Why Data Alone Is Useless: How to Create Insights Instead of Trash
Learn why raw data needs context to become actionable insights and how the DIKW model enables smarter, real-world applications
“It’s currently 29” the screen’s red lights show
Clumps of dead pixels across the text looks like a mud splatter of darkness over the sentence. Snow softly falls across the lifeless parking lot below the billboard.
Nothing stirs
“It’s currently 29” a pleasant computer voice chimes
“and the forecast today has full sun throughout the afternoon” she continues.
The back of the car is a tightly-packed mosaic of coolers, cooking supplies, and sunglass-wearing college students.

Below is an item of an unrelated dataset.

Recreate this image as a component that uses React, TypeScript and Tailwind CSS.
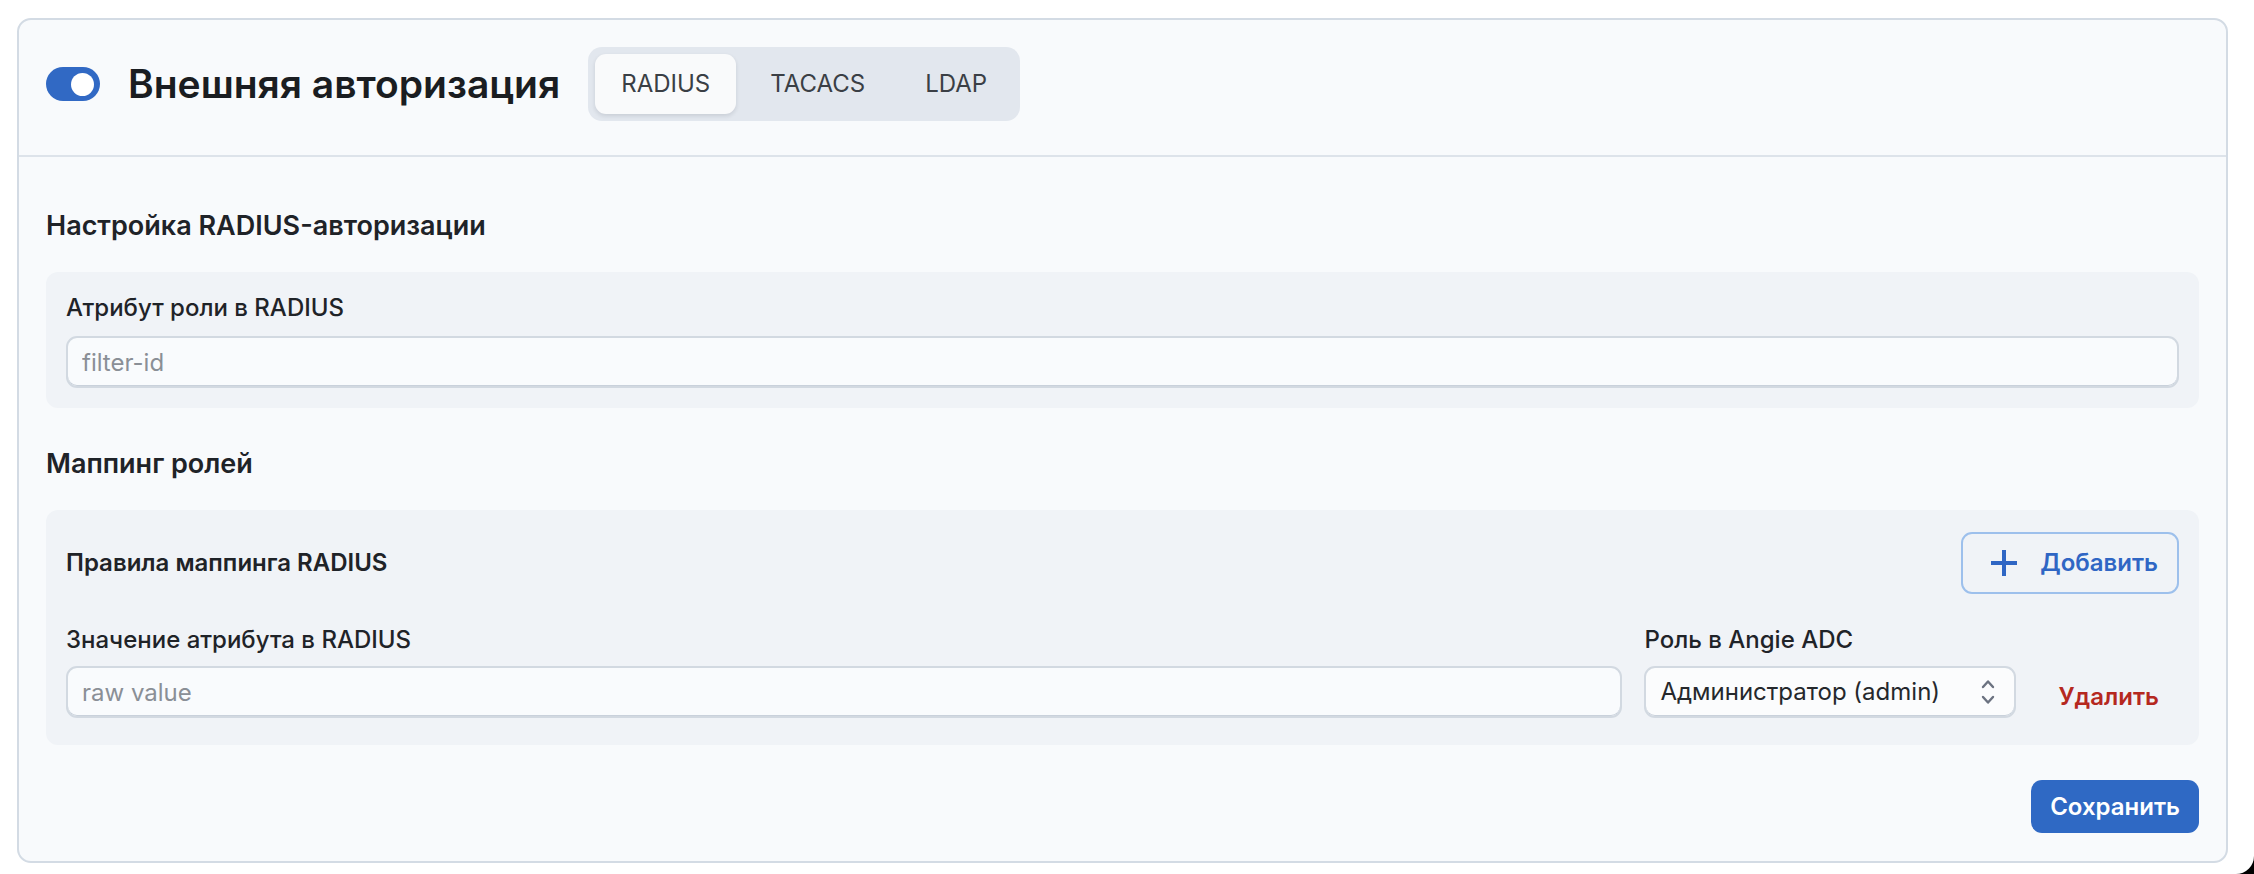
import { useState } from "react";

const font = { fontFamily: "Inter, 'Noto Sans', sans-serif" };

const tabs = ["RADIUS", "TACACS", "LDAP"];

const PlusIcon = () => (
  <svg width="28" height="28" viewBox="0 0 28 28" fill="none">
    <path d="M14 1v26M1 14h26" stroke="#2f66c4" strokeWidth="4" />
  </svg>
);

const SelectChevrons = () => (
  <svg width="16" height="30" viewBox="0 0 16 30" fill="none">
    <path d="M3 10l5-5.5 5 5.5M3 20l5 5.5 5-5.5" stroke="#6b7280" strokeWidth="2.4" strokeLinecap="round" strokeLinejoin="round" />
  </svg>
);

const TextInput = ({ placeholder }: { placeholder: string }) => (
  <input
    placeholder={placeholder}
    className="w-full h-[52px] rounded-[11px] border-2 border-[#d2d9e1] bg-[#f9fbfd] px-[14px] text-[24px] text-[#1f2328] placeholder:text-[#8a8f96] outline-none shadow-[inset_0_-1px_0_#c9d1db]"
  />
);

const App = () => {
  const [active, setActive] = useState("RADIUS");
  const [enabled, setEnabled] = useState(true);

  return (
    <div className="min-h-screen bg-white pt-[18px] pl-[17px] pr-[26px] pb-[12px]" style={font}>
      <div className="rounded-[14px] border-2 border-[#d3dbe4] bg-[#f8fafc]">
        {/* Header */}
        <div className="flex items-center gap-[28px] px-[27px] pt-[27px] pb-[34px] border-b-2 border-[#dde3ea]">
          <button
            onClick={() => setEnabled(!enabled)}
            className={`flex items-center w-[54px] h-[34px] rounded-full px-[6px] ${enabled ? "bg-[#3169c4] justify-end" : "bg-[#cbd3dc] justify-start"}`}
          >
            <span className="block w-[23px] h-[23px] rounded-full bg-white" />
          </button>
          <h1 className="text-[39px] leading-[48px] font-semibold text-[#1a1d21]">Внешняя авторизация</h1>
          <div className="flex gap-2 p-[7px] rounded-[14px] bg-[#e2e7ee]">
            {tabs.map(t => (
              <button
                key={t}
                onClick={() => setActive(t)}
                className={`h-[60px] px-[26px] rounded-[11px] text-[24px] text-[#3a3f45] ${active === t ? "bg-[#f9fafb] shadow-[0_2px_4px_rgba(15,23,42,0.12)]" : ""}`}
              >
                {t}
              </button>
            ))}
          </div>
        </div>

        {/* Body */}
        <div className="px-[27px] pt-[51px] pb-[28px]">
          <h2 className="text-[27px] leading-[36px] font-semibold text-[#1f2328] mb-[28px]">Настройка RADIUS-авторизации</h2>
          <div className="rounded-[12px] bg-[#f0f3f7] p-5">
            <label className="block text-[24px] leading-[32px] font-medium text-[#1f2328] mb-[12px]">Атрибут роли в RADIUS</label>
            <TextInput placeholder="filter-id" />
          </div>

          <h2 className="text-[27px] leading-[36px] font-semibold text-[#1f2328] mt-[38px] mb-[28px]">Маппинг ролей</h2>
          <div className="rounded-[12px] bg-[#f0f3f7] px-5 pt-[22px] pb-[27px]">
            <div className="flex items-center justify-between">
              <h3 className="text-[24px] leading-[32px] font-semibold text-[#1f2328]">Правила маппинга RADIUS</h3>
              <button className="flex items-center gap-[22px] h-[62px] pl-[27px] pr-[19px] rounded-[11px] border-2 border-[#9dc0ec] text-[24px] font-semibold text-[#2f66c4]">
                <PlusIcon />
                Добавить
              </button>
            </div>

            <div className="flex items-end gap-[22px] mt-[30px]">
              <div className="flex-1">
                <label className="block text-[24px] leading-[32px] font-medium text-[#1f2328] mb-[10px]">Значение атрибута в RADIUS</label>
                <TextInput placeholder="raw value" />
              </div>
              <div className="w-[372px]">
                <label className="block text-[24px] leading-[32px] font-medium text-[#1f2328] mb-[10px]">Роль в Angie ADC</label>
                <div className="flex items-center justify-between h-[52px] rounded-[11px] border-2 border-[#d2d9e1] bg-[#fbfcfd] pl-[14px] pr-[18px] shadow-[inset_0_-1px_0_#c9d1db]">
                  <span className="text-[24px] text-[#25282c]">Администратор (admin)</span>
                  <SelectChevrons />
                </div>
              </div>
              <button className="h-[52px] px-5 pt-[10px] text-[24px] font-semibold text-[#b5281f]">Удалить</button>
            </div>
          </div>

          <div className="flex justify-end mt-[35px]">
            <button className="h-[53px] px-[19px] rounded-[11px] bg-[#2f69c4] text-[24px] font-semibold text-white">Сохранить</button>
          </div>
        </div>
      </div>

      {/* screen corner */}
      <div className="fixed bottom-0 right-0 w-[18px] h-[18px] bg-black">
        <div className="w-full h-full bg-white rounded-br-[18px]" />
      </div>
    </div>
  );
};

export default App;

“Thanks Siri! Dude, today is like the perfect day to get outside. I’m glad you planned this trip
You’re always collecting data.
Even if you don’t mean to, your brain is always on the lookout for things to notice.

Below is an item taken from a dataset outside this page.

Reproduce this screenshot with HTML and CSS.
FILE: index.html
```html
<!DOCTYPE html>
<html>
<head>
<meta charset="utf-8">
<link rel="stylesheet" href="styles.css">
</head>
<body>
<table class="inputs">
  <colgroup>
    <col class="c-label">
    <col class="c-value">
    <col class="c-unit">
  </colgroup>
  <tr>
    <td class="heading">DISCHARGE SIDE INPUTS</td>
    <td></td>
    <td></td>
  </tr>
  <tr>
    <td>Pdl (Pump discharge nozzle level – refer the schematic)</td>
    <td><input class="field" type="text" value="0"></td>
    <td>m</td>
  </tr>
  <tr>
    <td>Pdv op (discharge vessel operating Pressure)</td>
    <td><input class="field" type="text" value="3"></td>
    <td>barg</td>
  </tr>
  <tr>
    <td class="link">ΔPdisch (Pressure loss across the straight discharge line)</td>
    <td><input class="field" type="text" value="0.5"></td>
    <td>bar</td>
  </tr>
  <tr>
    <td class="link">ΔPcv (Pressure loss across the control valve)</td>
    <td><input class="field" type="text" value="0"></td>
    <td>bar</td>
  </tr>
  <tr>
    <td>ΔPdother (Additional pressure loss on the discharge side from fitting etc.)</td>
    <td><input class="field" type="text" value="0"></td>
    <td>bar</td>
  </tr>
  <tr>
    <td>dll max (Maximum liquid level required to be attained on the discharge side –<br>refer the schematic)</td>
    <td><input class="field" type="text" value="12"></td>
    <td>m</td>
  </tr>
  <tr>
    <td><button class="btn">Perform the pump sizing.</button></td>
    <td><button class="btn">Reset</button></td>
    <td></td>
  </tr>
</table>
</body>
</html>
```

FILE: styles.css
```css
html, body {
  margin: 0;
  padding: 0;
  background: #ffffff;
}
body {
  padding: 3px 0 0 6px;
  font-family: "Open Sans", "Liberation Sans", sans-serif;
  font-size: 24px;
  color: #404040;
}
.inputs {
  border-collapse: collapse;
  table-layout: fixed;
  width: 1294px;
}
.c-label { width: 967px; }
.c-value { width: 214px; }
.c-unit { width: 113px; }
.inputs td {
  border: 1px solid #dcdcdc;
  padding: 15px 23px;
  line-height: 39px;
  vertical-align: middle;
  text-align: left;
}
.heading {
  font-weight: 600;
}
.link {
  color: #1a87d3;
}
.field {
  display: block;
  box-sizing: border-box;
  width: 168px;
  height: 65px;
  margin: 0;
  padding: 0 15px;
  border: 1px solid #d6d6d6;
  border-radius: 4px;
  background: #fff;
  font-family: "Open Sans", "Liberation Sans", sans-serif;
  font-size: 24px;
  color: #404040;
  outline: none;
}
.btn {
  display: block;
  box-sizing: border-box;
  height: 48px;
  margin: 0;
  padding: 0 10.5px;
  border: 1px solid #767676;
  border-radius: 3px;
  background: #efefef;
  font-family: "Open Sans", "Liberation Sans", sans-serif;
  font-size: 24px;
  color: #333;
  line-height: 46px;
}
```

But the process of turning ‘things you notice’ into ‘insights’ in daily life is so intuitive that we don’t generally consider how complex it is.
Think about the two opening scenes above. They both have the same data, but the insights from that aren’t the same at all.

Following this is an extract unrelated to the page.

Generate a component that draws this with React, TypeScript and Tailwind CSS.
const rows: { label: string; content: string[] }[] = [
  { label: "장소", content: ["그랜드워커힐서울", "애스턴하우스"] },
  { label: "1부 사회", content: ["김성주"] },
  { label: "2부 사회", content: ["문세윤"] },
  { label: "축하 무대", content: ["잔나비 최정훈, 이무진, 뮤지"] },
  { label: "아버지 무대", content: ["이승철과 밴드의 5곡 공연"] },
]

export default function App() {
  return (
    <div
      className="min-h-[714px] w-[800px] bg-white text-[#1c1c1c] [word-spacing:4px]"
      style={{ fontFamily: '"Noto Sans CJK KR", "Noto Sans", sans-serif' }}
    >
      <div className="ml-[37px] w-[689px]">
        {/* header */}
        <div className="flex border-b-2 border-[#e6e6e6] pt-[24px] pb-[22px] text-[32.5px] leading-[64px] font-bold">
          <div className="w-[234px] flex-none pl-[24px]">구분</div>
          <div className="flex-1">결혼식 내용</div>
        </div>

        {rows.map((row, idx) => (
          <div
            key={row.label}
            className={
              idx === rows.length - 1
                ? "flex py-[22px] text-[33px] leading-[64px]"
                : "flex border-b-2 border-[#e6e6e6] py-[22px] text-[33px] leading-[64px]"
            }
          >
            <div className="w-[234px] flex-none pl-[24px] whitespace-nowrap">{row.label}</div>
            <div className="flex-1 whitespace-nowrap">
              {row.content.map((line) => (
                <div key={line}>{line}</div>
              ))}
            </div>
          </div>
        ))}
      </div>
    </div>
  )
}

But the ‘data’ given in the story above—a measurement of 29—was useless without the context that it was a temperature.
With that context, it still wasn’t useful until you knew one was in Fahrenheit and the other in Celsius.
And unless you’ve lived somewhere that has weather in that range, you might not instinctively realize you need to wear a jacket in one vs a swimsuit in the other
This seems like an obvious example1 but none of the separate data pieces would be useful to you if you’d grown up in a lab.
Businesses similarly gather data too
And just like how we turn a measurement into an insight for wardrobe reasons, we should do the same for businesses.
What drives decisions2 is how data is refined and interpreted. It’s distilled through stages of understanding to become actionable and valuable.
Related Posts
For a more in-depth discussion of how data is gathered by a computer, check out the articles in this series:
This discussion about data-to-action can feel awfully abstract—luckily the military has developed a framework to manage the act of creating these insights.3
The DIKW (Data-Information-Knowledge-Wisdom) hierarchy is a framework that transforms raw data into useful ‘wisdom’—meaningful, time-bound insights that should guide decisions.4
This approach provides a formalized set of steps for businesses to process numbers into strategies5.
In this post we’ll cover each stage to understand how data becomes business intelligence.
1. Data: The Raw Material
Definition and Characteristics
Data is unfiltered, unprocessed input. ‘42’ is data. ‘5.0’ is data. ‘True’ is data.
In marketing, data could be the number of clicks on an ad (42), the highest converting version of an ad (5.0), or an email newsletter opt-in decision (True).
These measurements—in isolation—are just values. They don’t yet tell us anything meaningful about trends or what customers want.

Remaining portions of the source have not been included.